▶ [THE REQUEST]:
Select all lines with the string "Tailwind" in them, and copy those lines.

▶ [GIVEN DATA]:
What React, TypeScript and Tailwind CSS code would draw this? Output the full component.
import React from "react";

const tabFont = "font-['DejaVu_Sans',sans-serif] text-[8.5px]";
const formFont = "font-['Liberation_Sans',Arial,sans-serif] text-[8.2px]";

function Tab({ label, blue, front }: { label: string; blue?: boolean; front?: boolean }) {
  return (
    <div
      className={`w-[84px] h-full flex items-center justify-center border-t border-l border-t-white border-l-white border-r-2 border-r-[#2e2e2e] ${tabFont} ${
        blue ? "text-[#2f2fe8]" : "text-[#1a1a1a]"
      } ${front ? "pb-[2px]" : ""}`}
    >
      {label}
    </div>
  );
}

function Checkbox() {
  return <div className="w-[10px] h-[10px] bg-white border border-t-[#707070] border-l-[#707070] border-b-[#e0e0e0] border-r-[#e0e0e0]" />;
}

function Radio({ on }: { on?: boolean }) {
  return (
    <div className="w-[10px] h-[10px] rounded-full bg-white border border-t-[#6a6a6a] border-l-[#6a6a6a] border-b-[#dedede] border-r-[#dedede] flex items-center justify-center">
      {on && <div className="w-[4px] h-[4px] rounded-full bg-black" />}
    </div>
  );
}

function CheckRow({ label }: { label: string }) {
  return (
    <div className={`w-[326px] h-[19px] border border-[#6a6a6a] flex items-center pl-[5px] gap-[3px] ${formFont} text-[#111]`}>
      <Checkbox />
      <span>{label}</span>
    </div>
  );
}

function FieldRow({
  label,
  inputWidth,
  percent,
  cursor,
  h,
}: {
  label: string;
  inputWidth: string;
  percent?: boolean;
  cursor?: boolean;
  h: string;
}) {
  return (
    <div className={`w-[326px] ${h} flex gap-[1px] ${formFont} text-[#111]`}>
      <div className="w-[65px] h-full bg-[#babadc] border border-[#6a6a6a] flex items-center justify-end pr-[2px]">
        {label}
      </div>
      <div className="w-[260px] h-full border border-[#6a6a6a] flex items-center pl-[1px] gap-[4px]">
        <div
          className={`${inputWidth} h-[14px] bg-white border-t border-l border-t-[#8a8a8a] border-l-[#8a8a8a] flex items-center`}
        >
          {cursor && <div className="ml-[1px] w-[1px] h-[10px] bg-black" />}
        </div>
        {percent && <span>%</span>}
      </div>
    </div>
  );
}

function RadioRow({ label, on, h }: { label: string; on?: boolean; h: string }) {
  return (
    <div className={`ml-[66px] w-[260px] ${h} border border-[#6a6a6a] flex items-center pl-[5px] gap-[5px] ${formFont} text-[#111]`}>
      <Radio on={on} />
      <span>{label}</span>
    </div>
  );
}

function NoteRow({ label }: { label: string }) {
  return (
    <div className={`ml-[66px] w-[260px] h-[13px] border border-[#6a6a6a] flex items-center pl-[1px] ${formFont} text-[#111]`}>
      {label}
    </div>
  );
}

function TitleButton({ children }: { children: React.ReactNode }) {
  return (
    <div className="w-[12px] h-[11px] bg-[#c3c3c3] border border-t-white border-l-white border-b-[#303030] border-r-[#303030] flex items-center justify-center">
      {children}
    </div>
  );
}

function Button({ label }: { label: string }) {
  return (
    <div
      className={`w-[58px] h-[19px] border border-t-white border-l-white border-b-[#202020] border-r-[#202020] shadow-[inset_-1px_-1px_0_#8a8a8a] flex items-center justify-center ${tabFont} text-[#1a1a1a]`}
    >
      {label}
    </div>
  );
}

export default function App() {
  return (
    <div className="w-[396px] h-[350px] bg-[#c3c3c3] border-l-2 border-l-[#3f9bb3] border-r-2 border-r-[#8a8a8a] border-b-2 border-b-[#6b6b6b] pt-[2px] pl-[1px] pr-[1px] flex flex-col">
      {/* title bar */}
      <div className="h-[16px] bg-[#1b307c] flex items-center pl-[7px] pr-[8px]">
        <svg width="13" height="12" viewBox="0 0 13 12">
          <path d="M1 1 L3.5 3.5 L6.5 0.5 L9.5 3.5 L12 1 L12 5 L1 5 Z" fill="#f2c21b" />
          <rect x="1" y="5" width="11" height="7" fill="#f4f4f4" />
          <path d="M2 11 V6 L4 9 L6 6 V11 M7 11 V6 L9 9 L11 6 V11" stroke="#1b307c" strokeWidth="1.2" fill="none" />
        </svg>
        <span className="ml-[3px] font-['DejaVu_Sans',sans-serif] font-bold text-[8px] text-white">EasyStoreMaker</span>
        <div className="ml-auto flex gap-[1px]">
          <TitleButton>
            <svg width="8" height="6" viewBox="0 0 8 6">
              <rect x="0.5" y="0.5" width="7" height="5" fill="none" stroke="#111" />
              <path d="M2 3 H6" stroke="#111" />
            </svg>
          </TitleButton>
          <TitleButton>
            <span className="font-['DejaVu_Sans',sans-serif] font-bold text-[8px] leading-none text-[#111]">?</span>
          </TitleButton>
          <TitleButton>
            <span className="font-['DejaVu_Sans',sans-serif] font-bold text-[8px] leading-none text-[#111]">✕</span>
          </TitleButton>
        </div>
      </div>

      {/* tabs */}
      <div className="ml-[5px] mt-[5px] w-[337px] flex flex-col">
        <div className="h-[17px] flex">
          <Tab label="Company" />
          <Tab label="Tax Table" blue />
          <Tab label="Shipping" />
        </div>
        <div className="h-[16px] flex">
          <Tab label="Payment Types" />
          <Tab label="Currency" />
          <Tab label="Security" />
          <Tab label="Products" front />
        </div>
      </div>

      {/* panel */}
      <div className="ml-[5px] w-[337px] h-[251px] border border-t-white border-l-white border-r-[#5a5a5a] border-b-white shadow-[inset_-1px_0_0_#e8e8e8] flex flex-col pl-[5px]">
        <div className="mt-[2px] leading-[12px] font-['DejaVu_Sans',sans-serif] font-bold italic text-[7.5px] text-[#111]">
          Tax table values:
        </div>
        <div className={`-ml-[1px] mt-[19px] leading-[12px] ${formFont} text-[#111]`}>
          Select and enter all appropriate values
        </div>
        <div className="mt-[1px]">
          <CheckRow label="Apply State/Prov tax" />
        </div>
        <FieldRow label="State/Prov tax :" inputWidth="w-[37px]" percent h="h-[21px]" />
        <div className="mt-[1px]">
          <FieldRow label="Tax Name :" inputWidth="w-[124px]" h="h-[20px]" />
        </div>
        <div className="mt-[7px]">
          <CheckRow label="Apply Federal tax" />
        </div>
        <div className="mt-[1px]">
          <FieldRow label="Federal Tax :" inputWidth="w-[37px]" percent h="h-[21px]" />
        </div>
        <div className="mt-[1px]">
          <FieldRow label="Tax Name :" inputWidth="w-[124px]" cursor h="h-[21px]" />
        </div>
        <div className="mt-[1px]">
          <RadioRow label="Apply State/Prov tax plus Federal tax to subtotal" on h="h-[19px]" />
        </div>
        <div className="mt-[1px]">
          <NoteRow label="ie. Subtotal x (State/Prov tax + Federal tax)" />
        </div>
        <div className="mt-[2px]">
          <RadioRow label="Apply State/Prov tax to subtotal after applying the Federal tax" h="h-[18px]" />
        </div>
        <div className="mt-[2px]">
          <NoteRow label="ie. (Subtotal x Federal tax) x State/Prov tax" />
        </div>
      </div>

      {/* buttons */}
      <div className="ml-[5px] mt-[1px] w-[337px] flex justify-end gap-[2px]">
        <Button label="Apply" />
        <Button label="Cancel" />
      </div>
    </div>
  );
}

...

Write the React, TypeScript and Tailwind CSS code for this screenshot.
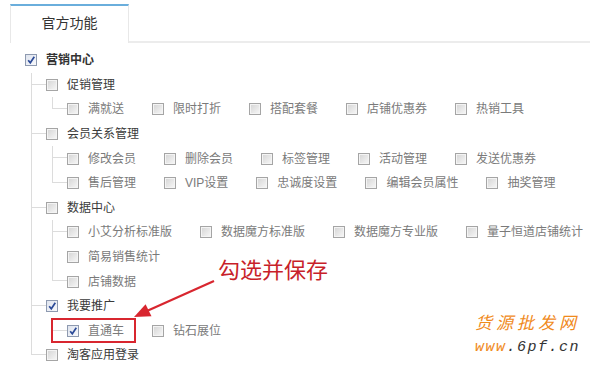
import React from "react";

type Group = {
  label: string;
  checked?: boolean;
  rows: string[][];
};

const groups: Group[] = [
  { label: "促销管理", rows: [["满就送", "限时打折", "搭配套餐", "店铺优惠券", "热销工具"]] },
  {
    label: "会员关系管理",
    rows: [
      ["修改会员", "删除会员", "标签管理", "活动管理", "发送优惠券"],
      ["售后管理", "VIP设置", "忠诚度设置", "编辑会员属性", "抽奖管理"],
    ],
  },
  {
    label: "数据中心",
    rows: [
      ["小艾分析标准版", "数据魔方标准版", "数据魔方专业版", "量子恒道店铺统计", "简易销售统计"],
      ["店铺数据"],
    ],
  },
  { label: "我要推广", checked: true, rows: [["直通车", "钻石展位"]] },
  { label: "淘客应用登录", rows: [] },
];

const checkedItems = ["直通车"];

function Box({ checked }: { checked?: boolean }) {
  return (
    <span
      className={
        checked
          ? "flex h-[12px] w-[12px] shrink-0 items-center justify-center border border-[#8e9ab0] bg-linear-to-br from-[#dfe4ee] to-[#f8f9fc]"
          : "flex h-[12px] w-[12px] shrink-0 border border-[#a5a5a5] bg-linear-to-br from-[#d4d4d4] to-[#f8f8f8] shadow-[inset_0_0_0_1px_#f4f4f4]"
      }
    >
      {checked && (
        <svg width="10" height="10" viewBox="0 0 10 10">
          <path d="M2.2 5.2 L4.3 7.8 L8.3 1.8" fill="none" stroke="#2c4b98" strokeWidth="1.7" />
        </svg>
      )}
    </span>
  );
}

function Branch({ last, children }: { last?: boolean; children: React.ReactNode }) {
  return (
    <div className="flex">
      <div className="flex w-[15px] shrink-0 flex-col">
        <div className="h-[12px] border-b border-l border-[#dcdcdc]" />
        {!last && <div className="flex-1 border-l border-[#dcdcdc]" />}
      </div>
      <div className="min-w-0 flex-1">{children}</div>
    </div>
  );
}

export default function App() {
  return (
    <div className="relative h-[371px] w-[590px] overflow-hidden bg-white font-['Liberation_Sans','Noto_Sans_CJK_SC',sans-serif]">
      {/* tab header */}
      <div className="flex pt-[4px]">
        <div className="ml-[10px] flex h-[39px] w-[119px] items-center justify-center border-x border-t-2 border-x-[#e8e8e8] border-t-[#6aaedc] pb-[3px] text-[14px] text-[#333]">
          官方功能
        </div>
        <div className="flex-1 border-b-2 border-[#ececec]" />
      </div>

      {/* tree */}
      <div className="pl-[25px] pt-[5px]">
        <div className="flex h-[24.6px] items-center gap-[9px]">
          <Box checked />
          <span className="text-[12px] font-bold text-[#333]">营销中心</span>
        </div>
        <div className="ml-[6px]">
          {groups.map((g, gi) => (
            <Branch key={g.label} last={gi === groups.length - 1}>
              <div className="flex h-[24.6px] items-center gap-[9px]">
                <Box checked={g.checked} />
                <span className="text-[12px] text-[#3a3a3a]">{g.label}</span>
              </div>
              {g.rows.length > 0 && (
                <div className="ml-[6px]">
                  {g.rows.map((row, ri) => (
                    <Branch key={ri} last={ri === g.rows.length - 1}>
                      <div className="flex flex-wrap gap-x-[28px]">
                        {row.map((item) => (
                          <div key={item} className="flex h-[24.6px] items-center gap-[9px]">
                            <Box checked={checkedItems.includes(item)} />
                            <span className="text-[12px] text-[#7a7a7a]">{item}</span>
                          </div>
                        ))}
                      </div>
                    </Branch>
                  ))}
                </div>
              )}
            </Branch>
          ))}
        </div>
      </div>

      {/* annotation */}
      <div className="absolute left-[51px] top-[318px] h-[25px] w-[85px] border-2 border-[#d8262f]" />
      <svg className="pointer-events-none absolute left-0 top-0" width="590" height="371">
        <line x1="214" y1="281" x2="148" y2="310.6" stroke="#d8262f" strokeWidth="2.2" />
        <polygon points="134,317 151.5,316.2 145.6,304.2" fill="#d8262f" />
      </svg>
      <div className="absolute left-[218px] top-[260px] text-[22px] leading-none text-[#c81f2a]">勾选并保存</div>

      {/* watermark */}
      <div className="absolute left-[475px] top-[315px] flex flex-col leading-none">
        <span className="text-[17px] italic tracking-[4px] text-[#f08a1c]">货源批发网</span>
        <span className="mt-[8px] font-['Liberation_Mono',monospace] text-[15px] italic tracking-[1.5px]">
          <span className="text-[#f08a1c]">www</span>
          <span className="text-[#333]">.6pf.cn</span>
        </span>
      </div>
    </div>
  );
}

▶ [COMPLETE OUTPUT]:
What React, TypeScript and Tailwind CSS code would draw this? Output the full component.
Write the React, TypeScript and Tailwind CSS code for this screenshot.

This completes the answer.